Present circumstances are completely different, so open sourcing Solaris doesn’t make any sense at all, and is not going to have any significant impact in the growth of Linux. It certainly is not going to bring Sun any extra revenue.
So I would say it just qualifies as another one of Schwartz’ mind farts, just like his constant attacks on RedHat.
He’s not really showing any leadership at Sun, so I can only wonder how long he’s going to be allowed to go on with that kind of thing.
” What’s the point of open sourcing Solaris when people have Linux? Solaris is never going to capture the wider community development and contribution that Linux has.
Schwartz also mentioned that they would do something similar with Solaris as they have with Java. That isn’t open sourcing (so I wasn’t aware Java was open sourced), and it is probably creating some sort of licensed specification as they have done with Java out to companies like IBM and BEA. However, given that people have Linux, what’s the point of licensing the specifications of Solaris and selling it? There’s not going to be very many takers. ”

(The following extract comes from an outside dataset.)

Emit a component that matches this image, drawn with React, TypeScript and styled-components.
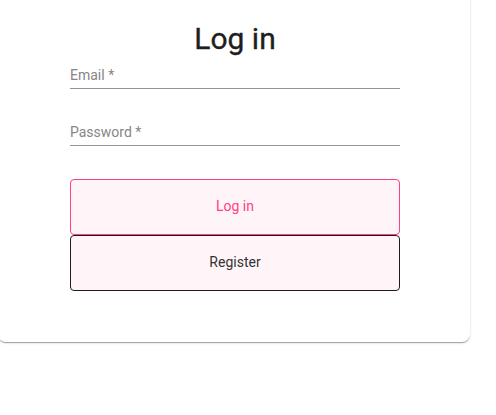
import React from "react";
import styled, { createGlobalStyle } from "styled-components";

const Global = createGlobalStyle`
  html, body { margin: 0; padding: 0; background: #ffffff; }
  body { font-family: Roboto, "Liberation Sans", sans-serif; min-height: 415px; }
  * { box-sizing: border-box; }
`;

const Card = styled.div`
  width: 472px;
  margin: -16px 0 0 -2px;
  padding: 37px 70px 51px 72px;
  background: #ffffff;
  border-radius: 8px;
  box-shadow: 0 2px 1px -1px rgba(0, 0, 0, 0.2), 0 1px 1px 0 rgba(0, 0, 0, 0.14),
    0 1px 3px 0 rgba(0, 0, 0, 0.12);
`;

const Form = styled.form`
  display: flex;
  flex-direction: column;
  width: 330px;
`;

const Title = styled.h1`
  margin: 0;
  font-size: 30px;
  line-height: 36px;
  font-weight: 400;
  color: #1e1e1e;
  text-align: center;
  -webkit-text-stroke: 0.35px #1e1e1e;
`;

const Field = styled.div<{ $gap: number }>`
  position: relative;
  margin-top: ${(p) => p.$gap}px;
  height: 22px;
`;

const Label = styled.label`
  position: absolute;
  left: 0;
  top: 0;
  font-size: 14px;
  line-height: 16px;
  color: #868686;
  pointer-events: none;
`;

const Input = styled.input`
  display: block;
  width: 100%;
  height: 22px;
  border: none;
  border-bottom: 1px solid #949494;
  background: transparent;
  outline: none;
  padding: 0;
  font: inherit;
`;

const Buttons = styled.div`
  display: flex;
  flex-direction: column;
  margin-top: 33px;
`;

const Button = styled.button<{ $variant: "primary" | "secondary" }>`
  height: 56px;
  width: 100%;
  border-radius: 4px;
  background: #fff5f9;
  border: 1px solid ${(p) => (p.$variant === "primary" ? "#ff4081" : "#1c1c1c")};
  color: ${(p) => (p.$variant === "primary" ? "#ff4081" : "#333333")};
  font-family: Roboto, "Liberation Sans", sans-serif;
  font-size: 14px;
  font-weight: 400;
  padding: 0 0 2px;
  cursor: pointer;
`;

export default function App() {
  return (
    <>
      <Global />
      <Card>
        <Form onSubmit={(e) => e.preventDefault()}>
          <Title>Log in</Title>
          <Field $gap={10}>
            <Label htmlFor="email">Email *</Label>
            <Input id="email" type="email" />
          </Field>
          <Field $gap={35}>
            <Label htmlFor="password">Password *</Label>
            <Input id="password" type="password" />
          </Field>
          <Buttons>
            <Button type="submit" $variant="primary">Log in</Button>
            <Button type="button" $variant="secondary">Register</Button>
          </Buttons>
        </Form>
      </Card>
    </>
  );
}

There will be plenty of takers its called a fan base. Windows has a fan base, Sun has a fan base, Apple has one and Linux has one. The Windows and Sun fans are less vocal than the Apple and Linux fan clubs tho. Despite what some in the Open Source community would like to believe Java is a very popular programming language and Im sure that when Sun releases Solaris Open Source it will be pretty popular. Undoubtedly Raymond and Stallman wont like it at all and they will give use 6 page editorials on what constitutes Open Source but serious developers and developers who wish for the platform to do well will help improve it, I know I will. Solaris is a very well tested and a very reliable OS and since the x86 version is starting to be taken seriously and we have third party support for it now, I think it will do very well indeed.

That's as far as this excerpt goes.